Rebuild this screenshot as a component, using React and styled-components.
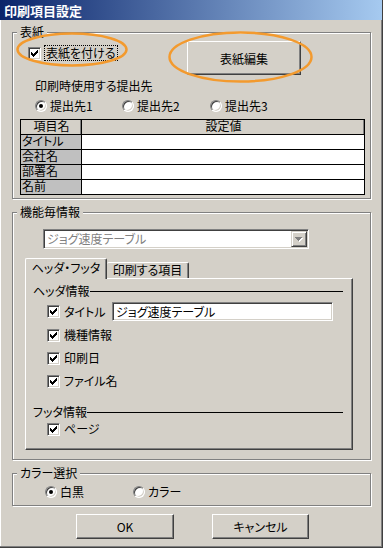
import React from "react";
import styled, { createGlobalStyle } from "styled-components";

const GlobalStyle = createGlobalStyle`
  html, body {
    margin: 0;
    padding: 0;
    background: #d4d0c8;
  }
  body {
    font-family: "Noto Sans CJK JP", "Noto Sans", sans-serif;
    font-size: 12px;
    font-feature-settings: "palt";
    color: #000;
  }
  *, *::before, *::after {
    box-sizing: border-box;
  }
`;

const Window = styled.div`
  position: relative;
  width: 383px;
  height: 548px;
  display: flex;
  flex-direction: column;
  background: #d4d0c8;
  border-right: 1px solid #404040;
  border-bottom: 1px solid #404040;
  box-shadow: inset -1px -1px 0 #808080, inset 1px 0 0 #ffffff;
  overflow: hidden;
`;

const TitleBar = styled.div`
  height: 20px;
  flex-shrink: 0;
  display: flex;
  align-items: center;
  padding-left: 4px;
  background: linear-gradient(to right, #0a246a, #a6caf0);
  color: #fff;
  font-size: 13px;
  font-weight: bold;
`;

const Body = styled.div`
  display: flex;
  flex-direction: column;
  align-items: flex-start;
  padding: 5px 0 0 12px;
`;

const Group = styled.fieldset`
  margin: ${({ $mt }) => $mt || 0}px 0 0 0;
  padding: ${({ $pad }) => $pad || "0 0 0 4px"};
  width: 359px;
  height: ${({ $h }) => $h}px;
  min-width: 0;
  border: 1px solid #808080;
  box-shadow: inset 1px 1px 0 #fff, 1px 1px 0 #fff;
`;

const Legend = styled.legend`
  padding: 0 3px;
  line-height: 14px;
  background: #d4d0c8;
`;

const CoverRow = styled.div`
  display: grid;
  grid-template-columns: 170px 114px;
  height: 34px;
  margin-top: 1px;
`;

const CheckItem = styled.label`
  display: flex;
  align-items: center;
  align-self: ${({ $top }) => ($top ? "start" : "center")};
  gap: ${({ $gap }) => $gap ?? 4}px;
  width: ${({ $w }) => ($w ? `${$w}px` : "auto")};
  margin: ${({ $top }) => $top || 0}px 0 0 ${({ $ml }) => $ml || 0}px;
  line-height: 14px;
  white-space: nowrap;
`;

const FocusText = styled.span`
  border: 1px dotted #000;
  padding: 0 1px;
`;

const Box = styled.span`
  width: 13px;
  height: 13px;
  flex-shrink: 0;
  display: flex;
  align-items: center;
  justify-content: center;
  background: #fff;
  border: 1px solid;
  border-color: #808080 #fff #fff #808080;
  box-shadow: inset 1px 1px 0 #404040, inset -1px -1px 0 #d4d0c8;
`;

const Round = styled.span`
  width: 12px;
  height: 12px;
  flex-shrink: 0;
  display: flex;
  align-items: center;
  justify-content: center;
  border-radius: 50%;
  background: #fff;
  border: 1px solid;
  border-color: #808080 #fff #fff #808080;
  box-shadow: inset 1px 1px 0 #404040, inset -1px -1px 0 #d4d0c8;
`;

const Dot = styled.span`
  width: 4px;
  height: 4px;
  border-radius: 50%;
  background: #000;
`;

const Button = styled.button`
  width: ${({ $w }) => $w}px;
  height: ${({ $h }) => $h || 25}px;
  padding: 0;
  font: inherit;
  color: #000;
  background: #d4d0c8;
  border: 1px solid;
  border-color: #fff #404040 #404040 #fff;
  box-shadow: inset -1px -1px 0 #808080;
  outline: none;
`;

const Prompt = styled.div`
  margin: 4px 0 0 18px;
  line-height: 14px;
`;

const RadioRow = styled.div`
  display: grid;
  grid-template-columns: ${({ $cols }) => $cols};
  height: 14px;
  margin: ${({ $mt }) => $mt}px 0 0 ${({ $ml }) => $ml}px;
`;

const RadioItem = styled.label`
  display: flex;
  align-items: center;
  gap: 3px;
  line-height: 14px;
  white-space: nowrap;
`;

const Table = styled.div`
  display: grid;
  grid-template-columns: 60px 1fr;
  grid-auto-rows: 14px;
  gap: 1px;
  width: 345px;
  margin: 6px 0 0 3px;
  padding: 1px;
  background: #000;
`;

const Cell = styled.div`
  display: flex;
  align-items: center;
  justify-content: ${({ $kind }) => ($kind === "head" ? "center" : "flex-start")};
  padding-left: 1px;
  font-family: "Liberation Sans", "Noto Sans CJK JP", sans-serif;
  line-height: 14px;
  white-space: nowrap;
  background: ${({ $kind }) =>
    $kind === "head" ? "#d4d0c8" : $kind === "fixed" ? "#c0c0c0" : "#fff"};
  box-shadow: ${({ $kind }) => ($kind === "head" ? "inset -1px 0 0 #808080" : "none")};
`;

const Combo = styled.div`
  display: flex;
  width: 266px;
  height: 20px;
  margin: 10px 0 0 26px;
  padding: 1px;
  background: #fff;
  border: 1px solid;
  border-color: #808080 #fff #fff #808080;
  box-shadow: inset 1px 1px 0 #404040, inset -1px -1px 0 #d4d0c8;
`;

const ComboText = styled.div`
  flex: 1;
  padding-left: 2px;
  line-height: 16px;
  color: #808080;
`;

const DropButton = styled.div`
  width: 16px;
  height: 16px;
  display: flex;
  align-items: center;
  justify-content: center;
  background: #d4d0c8;
  border: 1px solid;
  border-color: #d4d0c8 #404040 #404040 #d4d0c8;
  box-shadow: inset 1px 1px 0 #fff, inset -1px -1px 0 #808080;
`;

const Tabs = styled.div`
  display: flex;
  flex-direction: column;
  width: 328px;
  margin: 9px 0 0 8px;
`;

const TabStrip = styled.div`
  position: relative;
  z-index: 1;
  display: flex;
  align-items: flex-end;
  height: 21px;
  margin-bottom: -1px;
`;

const Tab = styled.div`
  width: ${({ $w }) => $w}px;
  height: ${({ $active }) => ($active ? 21 : 16)}px;
  margin-bottom: ${({ $active }) => ($active ? 0 : 1)}px;
  padding-top: ${({ $active }) => ($active ? 2 : 0)}px;
  line-height: ${({ $active }) => ($active ? 14 : 13)}px;
  text-align: center;
  white-space: nowrap;
  background: #d4d0c8;
  border-top: 1px solid #fff;
  border-left: ${({ $active }) => ($active ? "1px solid #fff" : "none")};
  border-right: 1px solid #404040;
  border-radius: 2px 2px 0 0;
  box-shadow: inset -1px 0 0 #808080;
`;

const TabPanel = styled.div`
  height: 172px;
  padding: 5px 9px 0 7px;
  border: 1px solid;
  border-color: #fff #404040 #404040 #fff;
  box-shadow: inset -1px -1px 0 #808080;
`;

const SectionHead = styled.div`
  display: flex;
  align-items: center;
  height: 14px;
  margin-top: ${({ $mt }) => $mt || 0}px;
  line-height: 14px;
  white-space: nowrap;

  &::after {
    content: "";
    flex: 1;
    height: 1px;
    background: #000;
  }
`;

const OptionRow = styled.div`
  display: flex;
  align-items: center;
  height: ${({ $h }) => $h || 14}px;
  margin-top: ${({ $mt }) => $mt}px;
  padding-left: 14px;
`;

const TextBox = styled.div`
  width: 221px;
  height: 19px;
  padding: 1px 0 0 3px;
  line-height: 15px;
  background: #fff;
  border: 1px solid;
  border-color: #808080 #fff #fff #808080;
  box-shadow: inset 1px 1px 0 #404040, inset -1px -1px 0 #d4d0c8;
  white-space: nowrap;
`;

const ButtonRow = styled.div`
  display: flex;
  gap: 38px;
  margin: 8px 0 0 64px;
`;

const Marks = styled.svg`
  position: absolute;
  left: 0;
  top: 0;
  pointer-events: none;
`;

const CheckMark = () => (
  <svg width="7" height="7" viewBox="0 0 7 7" shapeRendering="crispEdges">
    <path d="M0 2h1v3h-1zM1 3h1v3h-1zM2 4h1v3h-1zM3 3h1v3h-1zM4 2h1v3h-1zM5 1h1v3h-1zM6 0h1v3h-1z" fill="#000" />
  </svg>
);

const Check = ({ children, ...rest }) => (
  <CheckItem {...rest}>
    <Box>
      <CheckMark />
    </Box>
    {children}
  </CheckItem>
);

const Radio = ({ on, children }) => (
  <RadioItem>
    <Round>{on && <Dot />}</Round>
    {children}
  </RadioItem>
);

const rows = ["タイトル", "会社名", "部署名", "名前"];

export default function App() {
  return (
    <>
      <GlobalStyle />
      <Window>
        <TitleBar>印刷項目設定</TitleBar>
        <Body>
          <Group $h={174} $pad="1px 0 0 4px">
            <Legend>表紙</Legend>
            <CoverRow>
              <Check $ml={11} $top={4} $gap={3}>
                <FocusText>表紙を付ける</FocusText>
              </Check>
              <Button $w={114} $h={34}>表紙編集</Button>
            </CoverRow>
            <Prompt>印刷時使用する提出先</Prompt>
            <RadioRow $cols="87px 88px 88px" $mt={6} $ml={18}>
              <Radio on>提出先1</Radio>
              <Radio>提出先2</Radio>
              <Radio>提出先3</Radio>
            </RadioRow>
            <Table>
              <Cell $kind="head">項目名</Cell>
              <Cell $kind="head">設定値</Cell>
              {rows.map((r) => (
                <React.Fragment key={r}>
                  <Cell $kind="fixed">{r}</Cell>
                  <Cell />
                </React.Fragment>
              ))}
            </Table>
          </Group>

          <Group $mt={6} $h={255}>
            <Legend>機能毎情報</Legend>
            <Combo>
              <ComboText>ジョグ速度テーブル</ComboText>
              <DropButton>
                <svg width="8" height="5" viewBox="0 0 8 5" shapeRendering="crispEdges">
                  <path d="M1 1h7v1h-1v1h-1v1h-1v1h-1v-1h-1v-1h-1v-1h-1z" fill="#fff" />
                  <path d="M0 0h7v1h-1v1h-1v1h-1v1h-1v-1h-1v-1h-1v-1h-1z" fill="#808080" />
                </svg>
              </DropButton>
            </Combo>
            <Tabs>
              <TabStrip>
                <Tab $active $w={82}>ヘッダ・フッタ</Tab>
                <Tab $w={82}>印刷する項目</Tab>
              </TabStrip>
              <TabPanel>
                <SectionHead>ヘッダ情報</SectionHead>
                <OptionRow $h={19} $mt={4}>
                  <Check $w={65}>タイトル</Check>
                  <TextBox>ジョグ速度テーブル</TextBox>
                </OptionRow>
                <OptionRow $mt={7}>
                  <Check>機種情報</Check>
                </OptionRow>
                <OptionRow $mt={9}>
                  <Check>印刷日</Check>
                </OptionRow>
                <OptionRow $mt={9}>
                  <Check>ファイル名</Check>
                </OptionRow>
                <SectionHead $mt={17}>フッタ情報</SectionHead>
                <OptionRow $mt={3}>
                  <Check>ページ</Check>
                </OptionRow>
              </TabPanel>
            </Tabs>
          </Group>

          <Group $mt={6} $h={40}>
            <Legend>カラー選択</Legend>
            <RadioRow $cols="88px 88px" $mt={5} $ml={28}>
              <Radio on>白黒</Radio>
              <Radio>カラー</Radio>
            </RadioRow>
          </Group>

          <ButtonRow>
            <Button $w={98}>OK</Button>
            <Button $w={97}>キャンセル</Button>
          </ButtonRow>
        </Body>

        <Marks width="383" height="548">
          <ellipse cx="72" cy="49.5" rx="54.5" ry="16" fill="none" stroke="#f39a2e" strokeWidth="2.5" />
          <ellipse cx="240.5" cy="57" rx="71" ry="24.5" fill="none" stroke="#f39a2e" strokeWidth="2.5" />
        </Marks>
      </Window>
    </>
  );
}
******************************
WHAT IS BEING ASKED:
Report all lines of the material that contain the word "components".

ANSWER TO THE PROBLEM:
Rebuild this screenshot as a component, using React and styled-components.
import styled, { createGlobalStyle } from "styled-components";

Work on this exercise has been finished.